Que l’Amérique redevienne elle-même

Emmanuel Todd termine en expliquant comment les autres puissances, Russie, Japon et Europe, peuvent profiter du déclin de l’empire américain. Ces pays doivent se rapprocher pour contenir l’agressivité américaine et créer un équilibre international au sein duquel les USA ne seront qu’une puissance parmi d’autres.

Les USA ont conscience de leur déclassement dans un monde en gestation. Mais leurs réponses égoïstes et maladroites aggravent l’envie du monde de marcher sans eux.

Au final, Emmanuel Todd estime que la planète a besoin d’une Amérique « redevenue elle-même : démocratique, libérale et productive ».

Et si Emmanuel Todd avait raison

Dans « Après l’Empire », Todd soutient que les vieilles démocraties européennes et américaines sont en passe de devenir des oligarchies, un très petit nombre de « décideurs » concentrant l’essentiel du pouvoir économique, médiatique et politique entre leurs mains… Or Le dernier numéro de Courrier International (n°636 du 9 au 15 janvier) se fait l’écho d’un article de l’économiste Paul Krugman : « Main basse sur l’Amérique, comment les très riches ont floué les classes moyennes », paru dans le New York Times Magazine. Krugman montre que l’accroissement des inégalités aux USA a profité à une petite élite économique, industrielle, juridique et fiancière, DÉFENDUE PAR UNE PARTIE DES MÉDIAS INFLUENTS, et comment ce creusement de la « fracture » a laminé les classes moyennes, terreau fertile des régimes démocratiques.

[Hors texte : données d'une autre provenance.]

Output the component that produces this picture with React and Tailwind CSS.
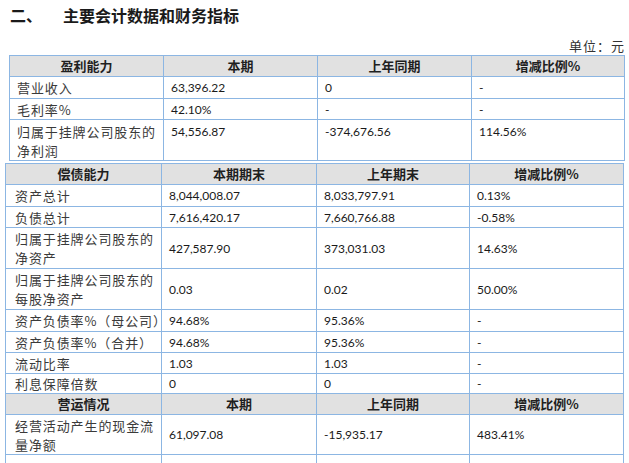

Autre point positif pour la thèse de Todd : un passage non-négligeable du livre est consacré au scénario de politique-fiction d’un rapprochement de l’Europe avec la Russie dans le but de contrer l’influence des USA. Or, en ce début 2003, qui soutient la France dans sa rébellion onusienne contre les faucons de Washington ? La Russie, du bout des lèvres…

D’ici à ce qu’une nouvelle « guerre froide » nous voit entrer dans le camp russe contre les États-Unis !

Peter Covel
10/02/2003

Après l’empire. Essai sur la décomposition du système américain, d’Emmanuel Todd, Gallimard 2002, 18,50 euros.